Entertainment

Clint Eastwood's Politics Are Straight out of 'Dirty Harry'

Do I feel lucky voting for Donald Trump in this election? Well, do ya, punk?

Facebook / DirtyHarryFilm

Just like politics, Hollywood attracts larger-than-life personalities, which is why it isn’t surprising that actor Clint Eastwood recently made politically-charged comments in an interview with Esquire that have rubbed some people the wrong way. In it, Eastwood — a longtime Republican who served as mayor of a small town in California for two years and lectured an empty chair at the 2012 Republican National Convention — declared his support for current Republican Presidential nominee Donald Trump, decried political correctness, and remarked that millennials are a “pussy generation.” They were pretty strong words, but anybody taken aback by Eastwood’s boastfully un-P.C. comments have obviously never seen a Clint Eastwood movie — and especially not a Dirty Harry movie.

The character was first introduced and became part of the pop culture lexicon in 1971’s Dirty Harry, a better-than-average cop drama loosely based on the real-life Zodiac killer, who terrorized the San Francisco Bay Area in the 1960s and early ‘70s. To free the movie from relying on the serial killer plot, Eastwood’s Callahan became the primary focus, as did his take-no-prisoners anti-hero image. Eastwood would go on to appear as the character in four other movies, including 1973’s Magnum Force.

The ultra-macho Callahan exists in a moral and ethical grey area, and he takes it upon himself to enact his own sense of justice in the face of what he sees is a systemically rigged bureaucracy. That basic justification runs through the series’ plethora of armed standoffs, which all inevitably feature Callahan fighting criminals with his trademark Smith & Wesson Model 29 .44 Magnum.

Callahan’s demeanor in most of these situations directly reflect Eastwood’s own political leanings, which he made pretty explicit in that Esquire interview.

“What Trump is onto is, he’s just saying what’s on his mind. And sometimes it’s not so good. And sometimes it’s … I mean, I can understand where he’s coming from, but I don’t always agree with it,” he told the magazine. Replace “Trump” with “Dirty Harry” and you wouldn’t have the change the sentiment one bit.

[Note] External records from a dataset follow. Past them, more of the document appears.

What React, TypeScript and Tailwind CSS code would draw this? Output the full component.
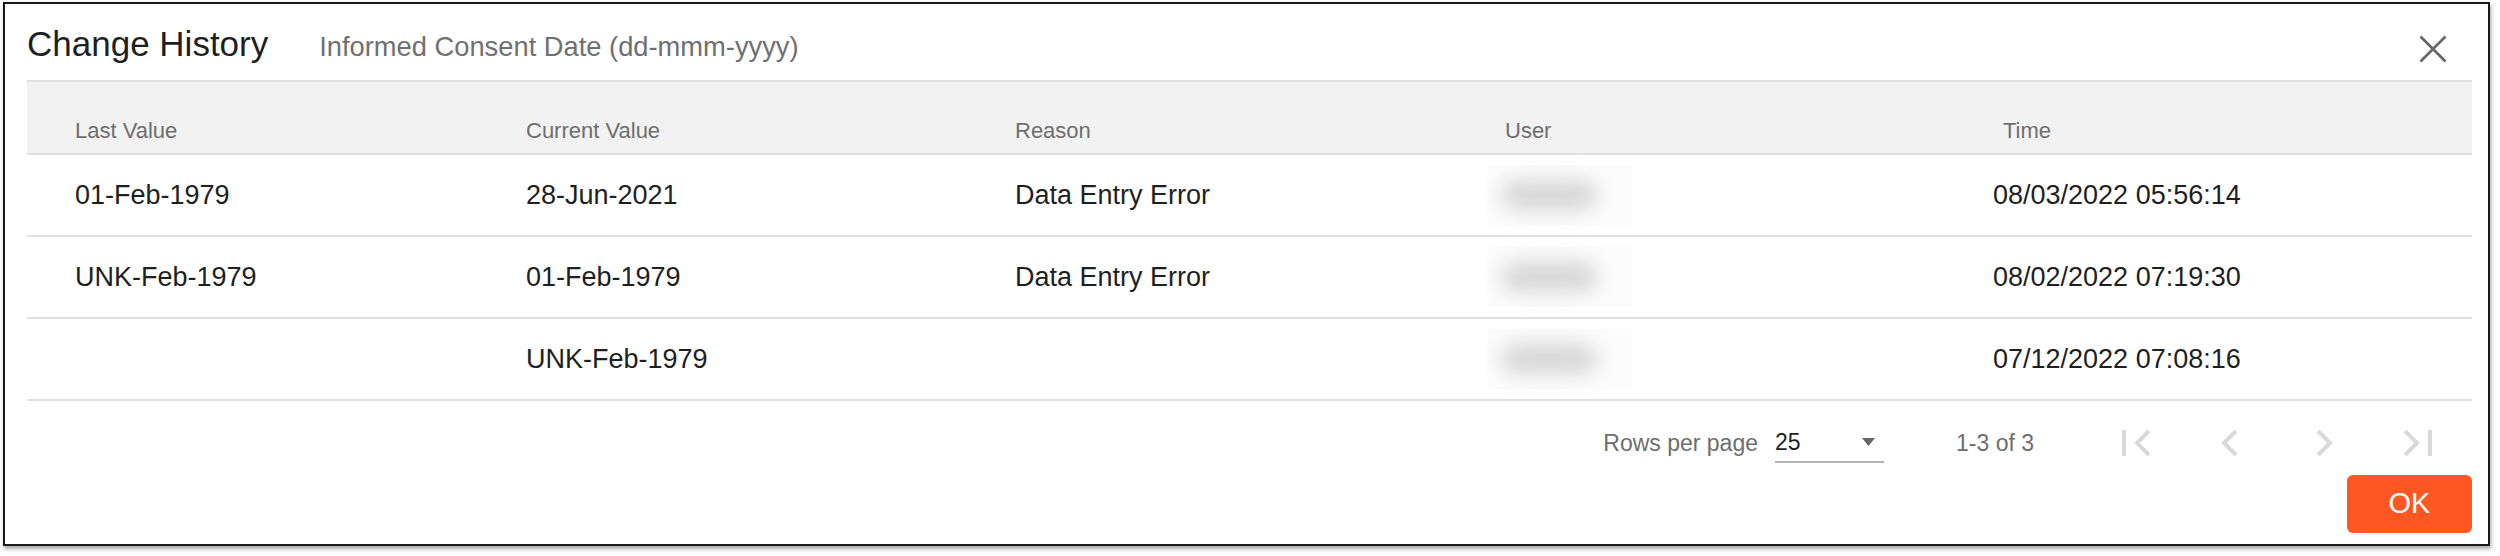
import React from 'react'

const rows = [
    { last: '01-Feb-1979', current: '28-Jun-2021', reason: 'Data Entry Error', time: '08/03/2022 05:56:14' },
    { last: 'UNK-Feb-1979', current: '01-Feb-1979', reason: 'Data Entry Error', time: '08/02/2022 07:19:30' },
    { last: '', current: 'UNK-Feb-1979', reason: '', time: '07/12/2022 07:08:16' },
]

const gridCols = 'grid grid-cols-[451px_489px_490px_488px_1fr]'

function NavIcon({ kind }: { kind: 'first' | 'prev' | 'next' | 'last' }) {
    return (
        <button className="w-[48px] h-[48px] flex items-center justify-center" disabled>
            <svg width="48" height="48" viewBox="0 0 48 48" fill="none" stroke="#d9d9d9" strokeWidth="4">
                {kind === 'first' && (
                    <>
                        <rect x="10" y="11" width="4" height="26" fill="#d9d9d9" stroke="none" />
                        <polyline points="37,12 25,24 37,36" />
                    </>
                )}
                {kind === 'prev' && <polyline points="30,12 18,24 30,36" />}
                {kind === 'next' && <polyline points="18,12 30,24 18,36" />}
                {kind === 'last' && (
                    <>
                        <polyline points="11,12 23,24 11,36" />
                        <rect x="34" y="11" width="4" height="26" fill="#d9d9d9" stroke="none" />
                    </>
                )}
            </svg>
        </button>
    )
}

function BlurredUser() {
    return (
        <div className="ml-[30px] w-[145px] h-[60px] bg-[#fcfcfc] flex items-center pl-[14px]">
            <div className="w-[96px] h-[30px] rounded-full bg-[#d6d6d6] blur-[10px]" />
        </div>
    )
}

export default function App() {
    return (
        <div className="w-[2500px] h-[556px] bg-white font-['Liberation_Sans',Arial,sans-serif]">
            <div className="ml-[3px] mt-[2px] w-[2487px] h-[544px] border-2 border-[#1a1a1a] bg-white shadow-[1px_3px_4px_rgba(0,0,0,0.35)] pl-[22px] pr-[16px] flex flex-col">

                {/* title bar */}
                <div className="h-[76px] flex items-start">
                    <div className="pt-[19px] flex items-baseline">
                        <h2 className="text-[35px] leading-[41px] text-[#1f1f1f]">Change History</h2>
                        <span className="ml-[51px] text-[27.3px] leading-[32px] text-[#707070]">Informed Consent Date (dd-mmm-yyyy)</span>
                    </div>
                    <button className="ml-auto mr-[25px] mt-[31px]">
                        <svg width="28" height="28" viewBox="0 0 28 28" stroke="#666" strokeWidth="2.6" fill="none">
                            <line x1="1.5" y1="1.5" x2="26.5" y2="26.5" />
                            <line x1="26.5" y1="1.5" x2="1.5" y2="26.5" />
                        </svg>
                    </button>
                </div>

                {/* table head */}
                <div className={`${gridCols} h-[75px] bg-[#f2f2f2] border-y-2 border-[#e0e0e0] items-end pb-[10px] text-[22px] leading-[25px] text-[#6e6e6e]`}>
                    <div className="pl-[48px]">Last Value</div>
                    <div className="pl-[48px]">Current Value</div>
                    <div className="pl-[48px]">Reason</div>
                    <div className="pl-[48px]">User</div>
                    <div className="pl-[58px]">Time</div>
                </div>

                {/* table body */}
                {rows.map((r, i) => (
                    <div key={i} className={`${gridCols} h-[82px] border-b-2 border-[#e0e0e0] items-center text-[27px] leading-[31px] text-[#1f1f1f]`}>
                        <div className="pl-[48px]">{r.last}</div>
                        <div className="pl-[48px]">{r.current}</div>
                        <div className="pl-[48px]">{r.reason}</div>
                        <div><BlurredUser /></div>
                        <div className="pl-[48px]">{r.time}</div>
                    </div>
                ))}

                {/* pagination */}
                <div className="mt-[14px] h-[56px] flex items-center justify-end pr-[30px] text-[23px] text-[#6e6e6e]">
                    <span>Rows per page</span>
                    <div className="ml-[17px] w-[109px] h-[40px] border-b-2 border-[#b5b5b5] flex items-center justify-between pr-[9px]">
                        <span className="text-[#1f1f1f]">25</span>
                        <svg width="13" height="8" viewBox="0 0 13 8"><polygon points="0,0 13,0 6.5,8" fill="#666" /></svg>
                    </div>
                    <span className="ml-[72px]">1-3 of 3</span>
                    <div className="ml-[78px] flex gap-[46px]">
                        <NavIcon kind="first" />
                        <NavIcon kind="prev" />
                        <NavIcon kind="next" />
                        <NavIcon kind="last" />
                    </div>
                </div>

                {/* actions */}
                <div className="mt-[4px] flex justify-end">
                    <button className="w-[125px] h-[58px] rounded-[6px] bg-[#ff5722] text-white text-[29px]">OK</button>
                </div>

            </div>
        </div>
    )
}
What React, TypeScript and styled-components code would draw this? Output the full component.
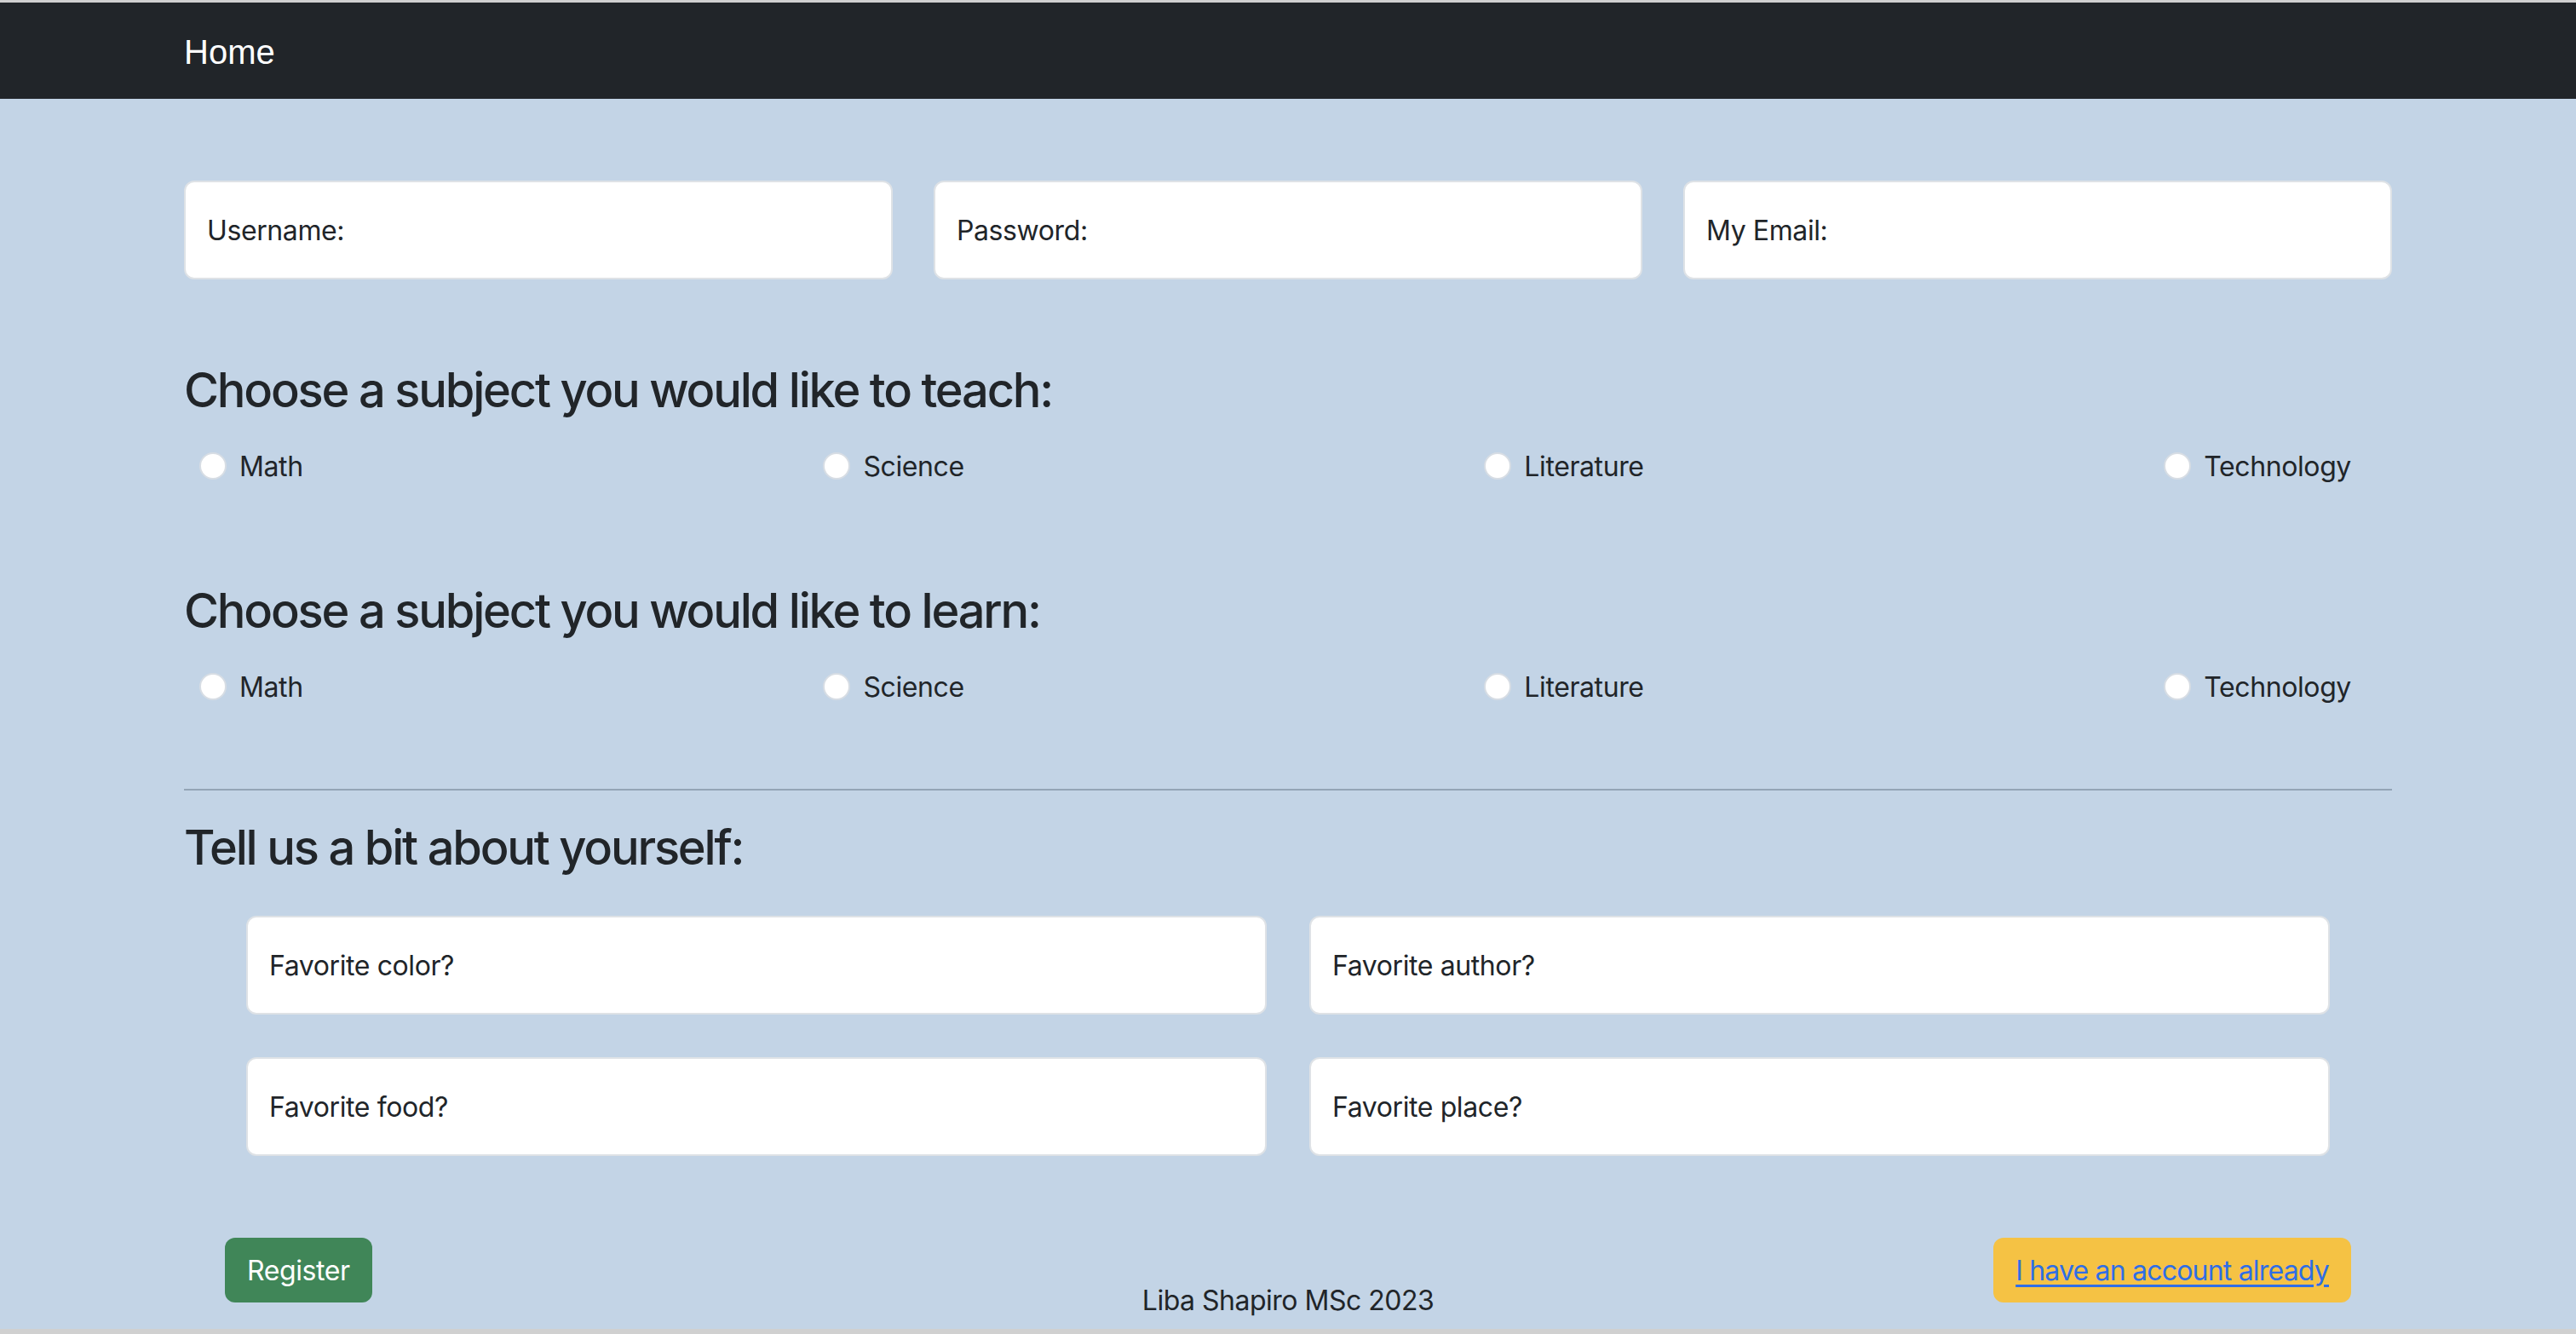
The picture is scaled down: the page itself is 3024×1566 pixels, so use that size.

This kind of reasoning, about doing what you think is “right” regardless of whether it might impinge on the upstanding lives of others, is what has rocketed Trump to the top of the Republican ticket, especially since what he believes is pretty destructive. Trump, who has announced that he alone can fix the country’s problems as the “law and order” candidate, is a far less handsome and way more blustery version of Harry Callahan as presidential candidate. Trump’s moral vigilantism, mirrored in the Callahan character, is part of what made Eastwood all but endorse him.

Look at this quote: “[Trump’s] on to something, because secretly everybody’s getting tired of political correctness, kissing up. That’s the kiss-ass generation we’re in right now. We’re really in a pussy generation.”

It’s easier than ever here to make the connection between the strongman machismo of the candidate and the character. This is, after all, a series whose sequel begins with a simple static shot of Callahan’s gigantic gun, which then turns and fires at the audience. “We’re really in a pussy generation” is the best Dirty Harry quote he never said.

And Eastwood didn’t stop there.

“Everybody’s walking on eggshells. We see people accusing people of being racist and all kinds of stuff,” the actor said. “When I grew up, those things weren’t called racist.”

Callahan had his own conflicting views of race. He’d gladly mock African American robbers and threaten to blow their faces off, but also had a black partner on the force. Trump claims he’ll be better on race than President Obama, which gives you some idea of the contradictions within these men.

If Eastwood is a racist, then he’s also a racist that made a film like Gran Torino, where a grizzled bigot learns about tolerance when a Hmong family moves in next door, or a kingmaking biopic like Bird, which shows the trials and tribulations of jazz musician Charlie Parker.

“I’d say, get to work and start being more understanding of everybody — instead of calling everybody names, start being more understanding. But get in there and get it done. Kick ass and take names,” Eastwood said, showing a somewhat softer side.

He, like the most prominent character that he’s ever played, exists in a confusing moral vacuum, and their opinions will surely piss as many people off as find them admirable in the face of a complex world. He wants to kick ass and take names… while also being tolerant. “I don’t know what I am. I’m a little of everything,” Eastwood said in the interview. The sad part is that his working class hero Callahan schtick is something that bigot Donald Trump, a billionaire racist who would probably make for a great villain in one of the Dirty Harry films, can copy. This election day everyone in the pussy generation will have to answer one question: ‘Do I feel lucky?’ Well, do ya, punk?”